Prerequisites#

Version Compatibility#

  • MySQL server versions: 5.7, 8.0

  • Spark versions: 2.3.x - 3.5.x

  • Java versions: 8 - 20

See official documentation.

Installing PySpark#

To use MySQL connector you should have PySpark installed (or injected to sys.path) BEFORE creating the connector instance.

See Spark installation instruction for more details.

Connecting to MySQL#

Connection host#

It is possible to connect to MySQL by using either DNS name of host or it’s IP address.

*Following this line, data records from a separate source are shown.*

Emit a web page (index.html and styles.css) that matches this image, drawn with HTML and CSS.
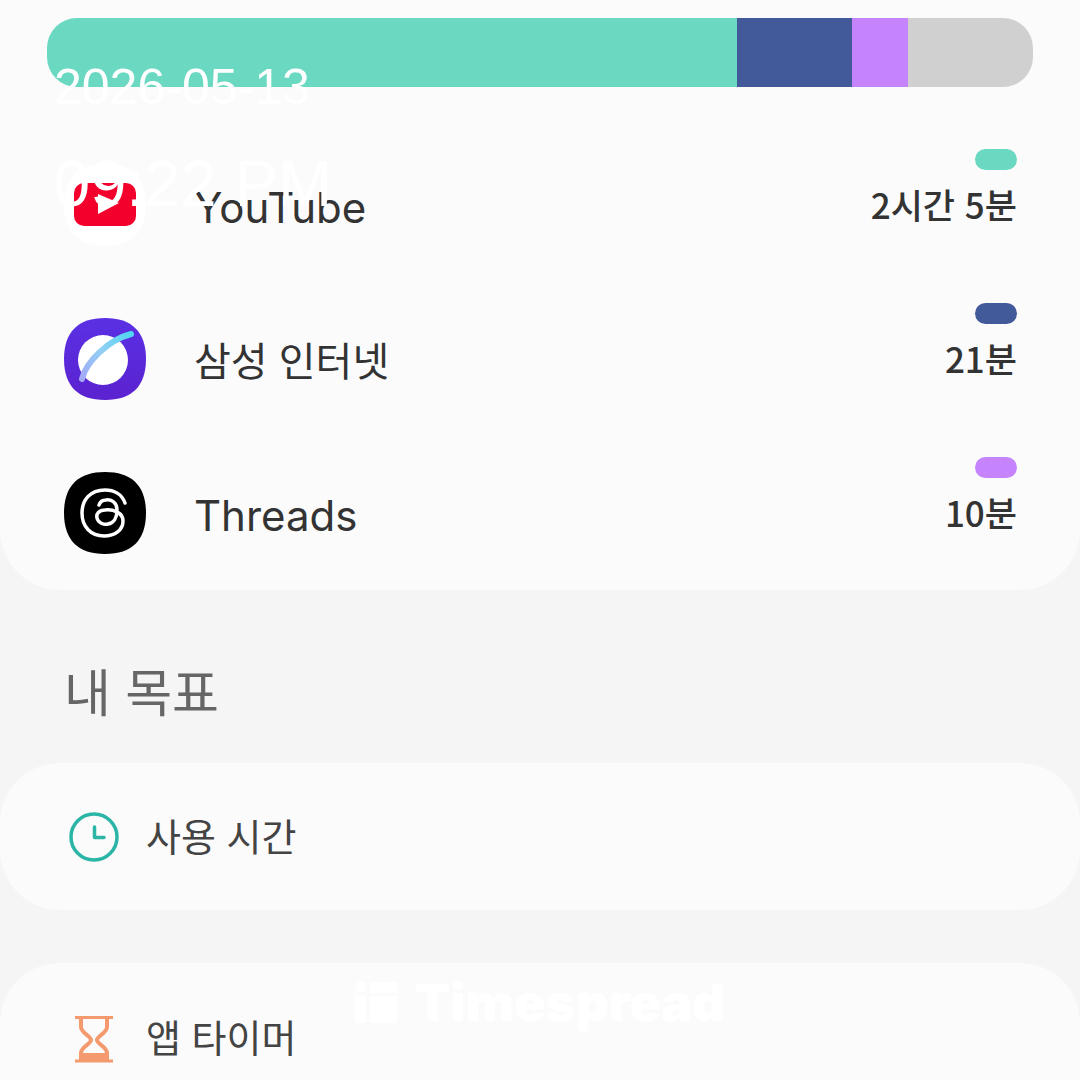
FILE: index.html
```html
<!DOCTYPE html>
<html lang="ko">
<head>
<meta charset="utf-8">
<title>Screen time</title>
<link rel="stylesheet" href="styles.css">
</head>
<body>
<main class="page">
  <section class="card usage">
    <div class="bar">
      <span class="seg seg-teal"></span>
      <span class="seg seg-blue"></span>
      <span class="seg seg-purple"></span>
      <span class="seg seg-grey"></span>
    </div>
    <div class="row">
      <span class="app-icon">
        <svg viewBox="0 0 82 82" width="82" height="82">
          <path d="M41 0C68 0 82 14 82 41S68 82 41 82 0 68 0 41 14 0 41 0Z" fill="#fff"/>
          <rect x="10" y="19" width="62" height="43" rx="10" fill="#f4002d"/>
          <path d="M34 30 L55 39 L34 50 Z" fill="#fff"/>
        </svg>
      </span>
      <span class="name name-latin">YouTube</span>
      <span class="usage-side"><i class="pill pill-teal"></i><b class="time">2시간 5분</b></span>
    </div>
    <div class="row">
      <span class="app-icon">
        <svg viewBox="0 0 82 82" width="82" height="82">
          <defs>
            <linearGradient id="si" x1="0" y1="0" x2="0" y2="1"><stop offset="0" stop-color="#5a30e4"/><stop offset="1" stop-color="#5b22d0"/></linearGradient>
            <linearGradient id="ring" gradientUnits="userSpaceOnUse" x1="17" y1="62" x2="68" y2="15"><stop offset="0" stop-color="#a3a6f6"/><stop offset=".5" stop-color="#93d0f4"/><stop offset="1" stop-color="#4fd6f2"/></linearGradient>
          </defs>
          <path d="M41 0C68 0 82 14 82 41S68 82 41 82 0 68 0 41 14 0 41 0Z" fill="url(#si)"/>
          <circle cx="39" cy="42" r="25" fill="#fff"/>
          <path d="M18 61C22 44 44 22 67 16" fill="none" stroke="url(#ring)" stroke-width="6" stroke-linecap="round"/>
        </svg>
      </span>
      <span class="name">삼성 인터넷</span>
      <span class="usage-side"><i class="pill pill-blue"></i><b class="time">21분</b></span>
    </div>
    <div class="row">
      <span class="app-icon">
        <svg viewBox="0 0 82 82" width="82" height="82">
          <path d="M41 0C68 0 82 14 82 41S68 82 41 82 0 68 0 41 14 0 41 0Z" fill="#000"/>
          <path d="M61 31C58 22 50 18 41 18 26 18 18 28 18 41 18 55 27 64 40 64 51 64 59 58 59 49 59 41 50 37 41 38 35 38 32 42 33 46 34 51 40 53 44 52 50 51 53 45 53 38 53 31 48 27 42 28 39 28 36 30 35 33" fill="none" stroke="#fff" stroke-width="3.500" stroke-linecap="round"/>
        </svg>
      </span>
      <span class="name name-latin">Threads</span>
      <span class="usage-side"><i class="pill pill-purple"></i><b class="time">10분</b></span>
    </div>
  </section>

  <h2 class="section-title">내 목표</h2>

  <section class="card goal">
    <svg class="goal-icon" viewBox="0 0 50 50" width="50" height="50"><circle cx="25" cy="25" r="23" fill="none" stroke="#2bb5a6" stroke-width="3.5"/><path d="M25.500 15V25.500H35" fill="none" stroke="#2bb5a6" stroke-width="3.5" stroke-linecap="round" stroke-linejoin="round"/></svg>
    <span class="goal-label">사용 시간</span>
  </section>

  <section class="card goal goal-timer">
    <svg class="goal-icon" viewBox="0 0 50 50" width="50" height="50"><path d="M6 4.500H44M6 48H44" stroke="#f49a6e" stroke-width="3" fill="none"/><path d="M12 5V14C12 20 22 23 22 27 22 31 12 34 12 40V47H38V40C38 34 28 31 28 27 28 23 38 20 38 14V5" fill="none" stroke="#f49a6e" stroke-width="4"/><path d="M12 47V40H38V47Z" fill="#f49a6e"/></svg>
    <span class="goal-label">앱 타이머</span>
  </section>
</main>

<div class="stamp">
  <div class="stamp-date">2026-05-13</div>
  <div class="stamp-time">09:22 PM</div>
</div>

<div class="watermark">
  <svg viewBox="0 0 42 41" width="42" height="41"><circle cx="6" cy="5" r="5.500" fill="#fff"/><rect x="0" y="13" width="11" height="28" fill="#fff"/><rect x="15" y="0" width="27" height="11" fill="#fff"/><rect x="15" y="14" width="27" height="27" fill="#fff"/></svg>
  <span class="watermark-text">Timespread</span>
</div>
</body>
</html>
```
FILE: styles.css
```css
* { box-sizing: border-box; }
html, body { margin: 0; height: 100%; }
body {
  background: #f5f5f5;
  font-family: "Noto Sans CJK KR", "Noto Sans", sans-serif;
  overflow: hidden;
  position: relative;
}
.page { display: flex; flex-direction: column; height: 1080px; overflow: hidden; }
.card { background: #fbfbfb; border-radius: 60px; flex: none; }
.usage {
  border-radius: 0 0 60px 60px;
  height: 590px;
  padding: 18px 0 0;
}
.bar {
  display: flex;
  height: 69px;
  margin: 0 47px 41px;
  border-radius: 30px;
  overflow: hidden;
  filter: blur(.7px);
}
.seg { display: block; height: 100%; }
.seg-teal { width: 690px; background: #6bd9c2; }
.seg-blue { width: 115px; background: #42599a; }
.seg-purple { width: 56px; background: #c584fb; }
.seg-grey { width: 125px; background: #d0d0d0; }
.row {
  display: flex;
  align-items: center;
  height: 154px;
  padding: 0 63px 0 64px;
}
.app-icon { width: 82px; height: 82px; flex: none; display: block; }
.app-icon svg { display: block; }
.name {
  margin-left: 48px;
  font-size: 40px;
  color: #333;
  line-height: 1;
  flex: 1;
}
.name-latin {
  font-family: Inter, "Noto Sans", sans-serif;
  font-size: 42px;
  padding-top: 6px;
}
.usage-side {
  display: flex;
  flex-direction: column;
  align-items: flex-end;
  gap: 11px;
  margin-top: -35px;
}
.pill { display: block; width: 42px; height: 21px; border-radius: 11px; }
.pill-teal { background: #6bd9c2; }
.pill-blue { background: #42599a; }
.pill-purple { background: #c584fb; }
.time { font-size: 35px; font-weight: 500; line-height: 46px; color: #333; }
.section-title {
  flex: none;
  margin: 0;
  height: 173px;
  padding: 70px 0 0 64px;
  font-size: 51px;
  line-height: 60px;
  font-weight: 400;
  color: #666;
}
.goal {
  display: flex;
  align-items: center;
  height: 147px;
  padding-left: 69px;
  gap: 27px;
}
.goal-timer { margin-top: 53px; height: 170px; padding-bottom: 20px; }
.goal-icon { flex: none; display: block; }
.goal-label { font-size: 38px; line-height: 1; color: #444; margin-bottom: 4px; }
.stamp {
  position: absolute;
  left: 54px;
  top: 59px;
  color: #fff;
  font-family: "Liberation Sans", Arial, sans-serif;
}
.stamp-date { font-size: 50px; line-height: 56px; }
.stamp-time { font-size: 65px; line-height: 72px; margin-top: 33px; }
.watermark {
  position: absolute;
  left: 355px;
  top: 982px;
  display: flex;
  align-items: center;
  gap: 18px;
  color: #fff;
}
.watermark svg { display: block; }
.watermark-text {
  font-family: Inter, "Liberation Sans", sans-serif;
  font-weight: 900;
  font-size: 51.500px;
  line-height: 41px;
}
```
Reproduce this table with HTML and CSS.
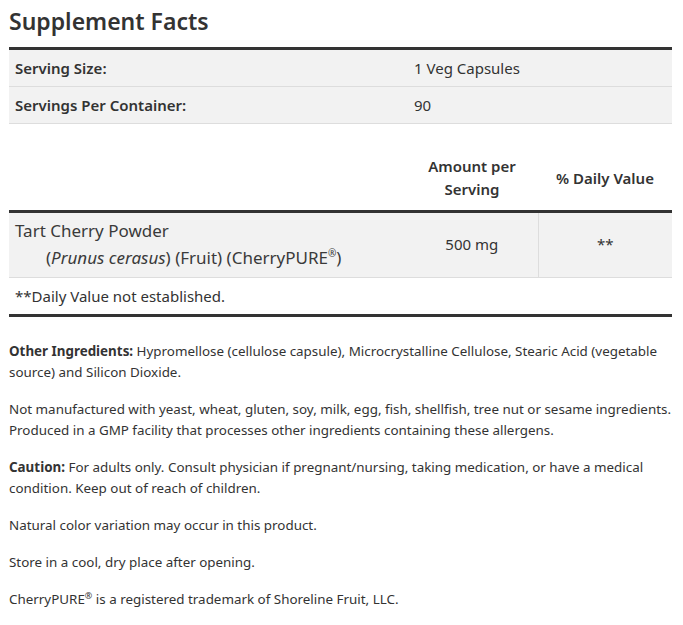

If you’re using MySQL cluster, it is currently possible to connect only to one specific node. Connecting to multiple nodes to perform load balancing, as well as automatic failover to new master/replica are not supported.

Connection port#

Connection is usually performed to port 3306. Port may differ for different MySQL instances. Please ask your MySQL administrator to provide required information.

Required grants#

Ask your MySQL cluster administrator to set following grants for a user, used for creating a connection:

-- allow creating tables in the target schema
GRANT CREATE ON myschema.* TO username@'192.168.1.%';

-- allow read & write access to specific table
GRANT SELECT, INSERT ON myschema.mytable TO username@'192.168.1.%';

In example above '192.168.1.%'' is a network subnet 192.168.1.0 - 192.168.1.255 where Spark driver and executors are running. To allow connecting user from any IP, use '%' (not secure!).

More details can be found in official documentation.